**WHAT TO PRODUCE**
Check each line of the listing below for the word "screenshot" and say how many lines have it. Nothing else should be written.

**RAW RECORDS**
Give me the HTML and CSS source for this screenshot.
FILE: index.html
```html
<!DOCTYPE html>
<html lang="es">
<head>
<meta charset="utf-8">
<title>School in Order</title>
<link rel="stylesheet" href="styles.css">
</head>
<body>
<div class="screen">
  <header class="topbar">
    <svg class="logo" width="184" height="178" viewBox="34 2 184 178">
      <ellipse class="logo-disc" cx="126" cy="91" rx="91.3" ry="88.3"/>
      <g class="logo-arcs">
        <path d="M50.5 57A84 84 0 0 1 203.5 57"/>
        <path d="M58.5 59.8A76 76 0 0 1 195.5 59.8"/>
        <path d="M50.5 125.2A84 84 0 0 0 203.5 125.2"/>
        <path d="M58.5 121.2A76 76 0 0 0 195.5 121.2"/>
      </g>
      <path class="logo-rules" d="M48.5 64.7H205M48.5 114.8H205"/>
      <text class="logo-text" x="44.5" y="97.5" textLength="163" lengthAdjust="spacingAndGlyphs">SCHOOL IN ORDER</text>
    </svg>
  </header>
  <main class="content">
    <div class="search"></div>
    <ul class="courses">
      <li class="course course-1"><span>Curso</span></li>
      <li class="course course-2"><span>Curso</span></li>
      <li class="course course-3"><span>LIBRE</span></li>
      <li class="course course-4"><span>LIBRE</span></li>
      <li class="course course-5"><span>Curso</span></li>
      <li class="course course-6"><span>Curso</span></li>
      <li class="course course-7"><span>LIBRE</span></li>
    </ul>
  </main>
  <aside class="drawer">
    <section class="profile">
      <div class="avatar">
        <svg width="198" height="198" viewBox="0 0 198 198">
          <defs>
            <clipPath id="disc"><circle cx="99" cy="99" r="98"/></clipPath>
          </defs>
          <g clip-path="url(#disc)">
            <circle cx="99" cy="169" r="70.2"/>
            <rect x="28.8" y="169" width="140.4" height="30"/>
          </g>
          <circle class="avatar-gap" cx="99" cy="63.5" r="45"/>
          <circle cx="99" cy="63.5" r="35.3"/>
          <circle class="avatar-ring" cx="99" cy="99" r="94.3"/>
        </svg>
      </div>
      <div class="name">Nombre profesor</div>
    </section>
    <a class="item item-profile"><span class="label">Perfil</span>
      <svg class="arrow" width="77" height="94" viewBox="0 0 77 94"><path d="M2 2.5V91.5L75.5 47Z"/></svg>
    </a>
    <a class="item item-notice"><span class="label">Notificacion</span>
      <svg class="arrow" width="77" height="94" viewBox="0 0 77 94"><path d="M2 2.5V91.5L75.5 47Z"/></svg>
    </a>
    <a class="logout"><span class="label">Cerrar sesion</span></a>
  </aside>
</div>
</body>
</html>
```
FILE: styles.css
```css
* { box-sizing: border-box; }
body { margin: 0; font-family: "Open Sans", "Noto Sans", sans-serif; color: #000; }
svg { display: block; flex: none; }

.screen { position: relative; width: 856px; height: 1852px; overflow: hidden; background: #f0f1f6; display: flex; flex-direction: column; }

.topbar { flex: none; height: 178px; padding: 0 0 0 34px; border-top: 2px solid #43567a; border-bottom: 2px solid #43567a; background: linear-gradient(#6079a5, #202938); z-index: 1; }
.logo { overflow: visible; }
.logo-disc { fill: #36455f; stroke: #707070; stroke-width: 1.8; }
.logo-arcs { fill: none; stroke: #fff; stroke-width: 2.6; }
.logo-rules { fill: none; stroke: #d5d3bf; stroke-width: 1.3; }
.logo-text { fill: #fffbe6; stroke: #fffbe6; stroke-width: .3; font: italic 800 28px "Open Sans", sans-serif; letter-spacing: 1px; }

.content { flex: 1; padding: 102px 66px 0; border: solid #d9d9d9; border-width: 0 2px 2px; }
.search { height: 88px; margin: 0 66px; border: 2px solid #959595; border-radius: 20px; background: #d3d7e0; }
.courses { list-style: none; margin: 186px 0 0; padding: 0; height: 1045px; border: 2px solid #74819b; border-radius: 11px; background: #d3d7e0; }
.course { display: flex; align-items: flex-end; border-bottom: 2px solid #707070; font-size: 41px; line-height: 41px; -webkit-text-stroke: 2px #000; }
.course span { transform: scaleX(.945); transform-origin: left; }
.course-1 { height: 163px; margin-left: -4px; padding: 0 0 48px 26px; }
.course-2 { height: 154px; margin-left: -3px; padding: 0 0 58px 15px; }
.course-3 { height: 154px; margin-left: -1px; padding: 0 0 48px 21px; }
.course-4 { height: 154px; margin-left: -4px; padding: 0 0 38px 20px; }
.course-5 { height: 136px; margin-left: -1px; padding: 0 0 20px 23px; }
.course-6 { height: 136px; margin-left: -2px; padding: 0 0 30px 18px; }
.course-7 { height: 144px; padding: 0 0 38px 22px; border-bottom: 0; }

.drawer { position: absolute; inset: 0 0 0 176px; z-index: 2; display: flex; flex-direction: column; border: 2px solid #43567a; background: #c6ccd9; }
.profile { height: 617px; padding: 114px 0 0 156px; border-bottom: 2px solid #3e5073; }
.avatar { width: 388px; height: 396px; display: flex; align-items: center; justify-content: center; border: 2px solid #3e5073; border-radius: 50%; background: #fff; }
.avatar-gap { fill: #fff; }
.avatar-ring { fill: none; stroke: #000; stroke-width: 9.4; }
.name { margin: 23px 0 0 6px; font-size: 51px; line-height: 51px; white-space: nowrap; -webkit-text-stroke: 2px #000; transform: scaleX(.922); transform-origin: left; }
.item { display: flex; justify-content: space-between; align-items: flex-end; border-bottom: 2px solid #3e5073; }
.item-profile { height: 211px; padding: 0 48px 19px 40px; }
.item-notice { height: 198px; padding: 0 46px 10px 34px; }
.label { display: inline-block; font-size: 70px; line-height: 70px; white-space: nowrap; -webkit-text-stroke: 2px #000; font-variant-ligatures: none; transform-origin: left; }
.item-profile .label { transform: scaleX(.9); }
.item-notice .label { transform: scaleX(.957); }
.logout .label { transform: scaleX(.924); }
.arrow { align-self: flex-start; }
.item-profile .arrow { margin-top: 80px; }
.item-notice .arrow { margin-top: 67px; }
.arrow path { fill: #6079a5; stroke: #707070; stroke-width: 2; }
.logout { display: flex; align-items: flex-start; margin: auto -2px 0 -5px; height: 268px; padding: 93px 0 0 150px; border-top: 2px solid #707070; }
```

...

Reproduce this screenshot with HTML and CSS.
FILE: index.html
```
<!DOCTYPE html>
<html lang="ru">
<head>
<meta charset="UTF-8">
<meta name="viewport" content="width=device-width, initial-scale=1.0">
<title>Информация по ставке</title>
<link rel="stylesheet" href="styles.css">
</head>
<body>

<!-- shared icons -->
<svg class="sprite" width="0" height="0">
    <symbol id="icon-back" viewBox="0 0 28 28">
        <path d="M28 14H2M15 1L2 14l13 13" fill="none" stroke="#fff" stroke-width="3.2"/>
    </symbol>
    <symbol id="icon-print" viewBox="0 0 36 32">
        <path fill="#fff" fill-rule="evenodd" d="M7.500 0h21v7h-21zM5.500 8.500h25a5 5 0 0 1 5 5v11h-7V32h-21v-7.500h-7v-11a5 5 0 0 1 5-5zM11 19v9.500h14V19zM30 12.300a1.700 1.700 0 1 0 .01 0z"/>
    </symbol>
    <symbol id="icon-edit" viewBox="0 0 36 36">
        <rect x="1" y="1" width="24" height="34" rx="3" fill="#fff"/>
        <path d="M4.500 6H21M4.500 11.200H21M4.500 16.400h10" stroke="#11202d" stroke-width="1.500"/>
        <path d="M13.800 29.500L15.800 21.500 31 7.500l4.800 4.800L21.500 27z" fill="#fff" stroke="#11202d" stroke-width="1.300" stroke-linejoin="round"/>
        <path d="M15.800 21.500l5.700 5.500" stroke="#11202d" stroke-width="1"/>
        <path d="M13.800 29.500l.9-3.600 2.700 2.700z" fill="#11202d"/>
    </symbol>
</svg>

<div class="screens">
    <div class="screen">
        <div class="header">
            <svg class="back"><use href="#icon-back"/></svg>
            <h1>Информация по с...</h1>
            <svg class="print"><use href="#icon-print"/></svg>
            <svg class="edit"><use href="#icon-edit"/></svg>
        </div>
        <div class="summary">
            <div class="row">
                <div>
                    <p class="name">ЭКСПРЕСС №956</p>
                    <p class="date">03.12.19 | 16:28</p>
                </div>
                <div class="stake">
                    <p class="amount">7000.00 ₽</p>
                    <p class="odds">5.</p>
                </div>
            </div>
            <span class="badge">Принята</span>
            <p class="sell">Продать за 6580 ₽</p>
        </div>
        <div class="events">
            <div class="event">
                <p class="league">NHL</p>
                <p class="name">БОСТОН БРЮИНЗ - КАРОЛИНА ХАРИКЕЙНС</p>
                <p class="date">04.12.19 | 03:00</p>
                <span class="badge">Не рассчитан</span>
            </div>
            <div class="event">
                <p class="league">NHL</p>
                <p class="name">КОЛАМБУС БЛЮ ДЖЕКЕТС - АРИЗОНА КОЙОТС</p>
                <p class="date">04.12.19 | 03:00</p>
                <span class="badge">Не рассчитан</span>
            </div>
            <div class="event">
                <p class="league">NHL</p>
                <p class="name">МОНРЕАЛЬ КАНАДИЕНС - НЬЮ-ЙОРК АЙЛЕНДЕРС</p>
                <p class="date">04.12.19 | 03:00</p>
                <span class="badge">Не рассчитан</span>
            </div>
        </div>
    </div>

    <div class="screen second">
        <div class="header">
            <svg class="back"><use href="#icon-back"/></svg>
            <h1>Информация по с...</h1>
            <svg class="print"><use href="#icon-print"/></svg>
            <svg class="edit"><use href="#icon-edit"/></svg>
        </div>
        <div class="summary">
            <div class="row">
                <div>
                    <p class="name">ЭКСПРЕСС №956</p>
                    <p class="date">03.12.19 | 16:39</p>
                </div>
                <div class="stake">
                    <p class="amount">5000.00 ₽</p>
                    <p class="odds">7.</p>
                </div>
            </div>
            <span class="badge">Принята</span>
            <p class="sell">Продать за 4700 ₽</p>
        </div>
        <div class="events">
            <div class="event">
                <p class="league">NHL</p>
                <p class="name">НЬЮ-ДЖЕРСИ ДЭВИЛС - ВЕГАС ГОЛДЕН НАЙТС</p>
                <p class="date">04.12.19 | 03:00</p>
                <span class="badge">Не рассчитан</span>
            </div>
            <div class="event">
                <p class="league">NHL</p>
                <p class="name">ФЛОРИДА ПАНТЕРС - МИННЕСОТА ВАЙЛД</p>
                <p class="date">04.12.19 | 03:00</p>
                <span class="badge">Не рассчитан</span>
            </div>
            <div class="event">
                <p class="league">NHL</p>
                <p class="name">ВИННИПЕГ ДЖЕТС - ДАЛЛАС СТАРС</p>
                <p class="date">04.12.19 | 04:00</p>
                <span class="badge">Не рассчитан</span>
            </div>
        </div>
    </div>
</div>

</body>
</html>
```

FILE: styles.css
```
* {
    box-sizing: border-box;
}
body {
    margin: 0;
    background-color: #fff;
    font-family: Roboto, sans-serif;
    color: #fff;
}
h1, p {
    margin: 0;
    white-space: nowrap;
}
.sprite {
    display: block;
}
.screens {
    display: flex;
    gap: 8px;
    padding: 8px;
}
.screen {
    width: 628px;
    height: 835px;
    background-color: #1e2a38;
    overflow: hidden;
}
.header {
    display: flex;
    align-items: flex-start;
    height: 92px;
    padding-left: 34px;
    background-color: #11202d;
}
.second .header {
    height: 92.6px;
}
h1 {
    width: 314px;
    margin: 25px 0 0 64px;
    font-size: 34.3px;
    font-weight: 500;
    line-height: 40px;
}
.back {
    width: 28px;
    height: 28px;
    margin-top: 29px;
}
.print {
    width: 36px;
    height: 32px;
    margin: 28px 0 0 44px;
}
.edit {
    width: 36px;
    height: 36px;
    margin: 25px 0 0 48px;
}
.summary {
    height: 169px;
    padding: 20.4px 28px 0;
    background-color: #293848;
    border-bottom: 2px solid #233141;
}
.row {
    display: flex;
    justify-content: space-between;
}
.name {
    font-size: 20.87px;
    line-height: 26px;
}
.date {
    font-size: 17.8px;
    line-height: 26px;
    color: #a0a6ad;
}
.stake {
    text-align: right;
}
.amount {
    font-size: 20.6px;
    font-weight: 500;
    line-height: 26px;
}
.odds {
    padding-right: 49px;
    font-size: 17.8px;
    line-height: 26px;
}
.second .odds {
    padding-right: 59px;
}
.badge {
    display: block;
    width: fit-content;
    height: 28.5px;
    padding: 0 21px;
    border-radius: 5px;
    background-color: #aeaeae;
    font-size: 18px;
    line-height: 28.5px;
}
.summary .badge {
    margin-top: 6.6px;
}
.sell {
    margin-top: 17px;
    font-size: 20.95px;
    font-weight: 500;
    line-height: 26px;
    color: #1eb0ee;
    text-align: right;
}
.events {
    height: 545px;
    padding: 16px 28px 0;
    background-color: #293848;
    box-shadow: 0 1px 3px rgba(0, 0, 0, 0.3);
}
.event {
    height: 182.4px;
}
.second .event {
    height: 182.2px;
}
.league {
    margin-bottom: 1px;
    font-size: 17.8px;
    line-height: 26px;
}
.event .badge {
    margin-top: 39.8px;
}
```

**REPLY**
2